KMU können sich bei ihrer Handels- respektive Wirtschaftskammer über die aktuellen Bestimmungen im Handel mit der Türkei und dem arabischen Raum informieren. Bei grösseren Warenvolumina und in Anbetracht der volatilen und komplexen Im- und Exportbestimmungen empfiehlt es sich jedoch, eine SaaS IT-Lösungen mit kontinuierlich aktualisierter Datenbank einzusetzen. Mit IT-Unterstützung lassen sich multinationale Sanktionslistenprüfungen, Lieferantenerklärungen, komplexe Ursprungsregeln und allfällige Risiken relativ einfach managen, ebenso die Suche nach der richtigen Zolltarifnummer und Exportkontroll-Güterlistennummer. Innovative, ausgefeilte Systeme informieren Unternehmen ausserdem, welche Vorschriften bei der Ausfuhr aus Deutschland/Österreich und der Einfuhr in das Bestimmungsland zu beachten, welche Dokumente notwendig und wie hoch die Zoll- und Mehrwertsteuersätze sind.

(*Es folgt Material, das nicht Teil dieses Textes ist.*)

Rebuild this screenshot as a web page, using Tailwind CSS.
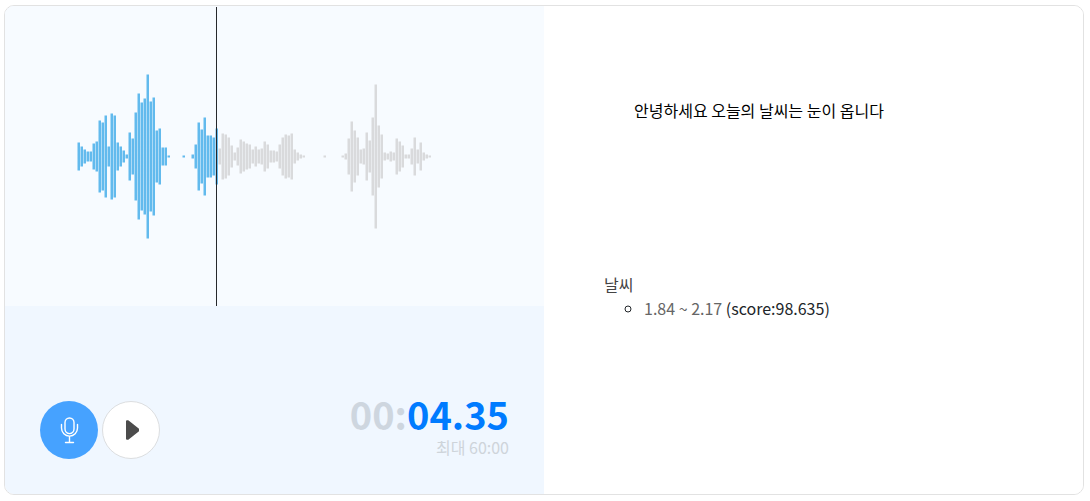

Sie zeigen dem Nutzer, wo für ihn als Industrie- und Handelsunternehmen oder Logistikdienstleister Risiken bestehen. Und sie dokumentieren firmeninterne Exportkontrollen für Behördennachfragen. Mit einer solchen Management-Software können Exporteure durch die Automatisierung ressourcenintensiver Schritte die Zeit für die Qualifizierung von Waren deutlich reduzieren: Einholung von Lieferanteninformationen, Einhaltung der Ursprungsregeln und Analyse der Stücklisten (Bill of Material/BOM). So können Verwaltungskosten gesenkt, Zölle und Transportkosten minimiert werden. Auch die Compliance wird verbessert. Da falsche oder nicht gerechtfertigte Ursprungsangaben auf präferenziellen Ursprungsnachweisen nicht nur wirtschaftliche Einbussen zur Folge haben, sondern auch strafrechtliche Zollverfahren für den Exporteur und den Empfänger auslösen können, sollten Firmen alle Prozesse automatisch, auditierbar dokumentieren.

Fazit:
Der Export in die Türkei und den arabischen Raum ist in den letzten Jahren schwieriger geworden. Neben zolltariflichen und nicht-tarifären Hürden und Hemmnissen ist die Geschäftskultur eine nicht zu unterschätzende Herausforderung. So fliessen in diesen Ländern kulturelle und religiöse Regeln viel stärker ins Geschäftsleben ein, als das in westeuropäischen Staaten der Fall ist. Doch für den Maschinen- und Anlagenbau sowie die Automotive- und Pharmaindustrie bieten sich durchaus lukrative Chancen. Ein gutes, IT-gestütztes Trade Compliance-Management erlaubt Unternehmen trotz Risiken, Chancen in diesem Wirtschaftsraum voll auszuschöpfen.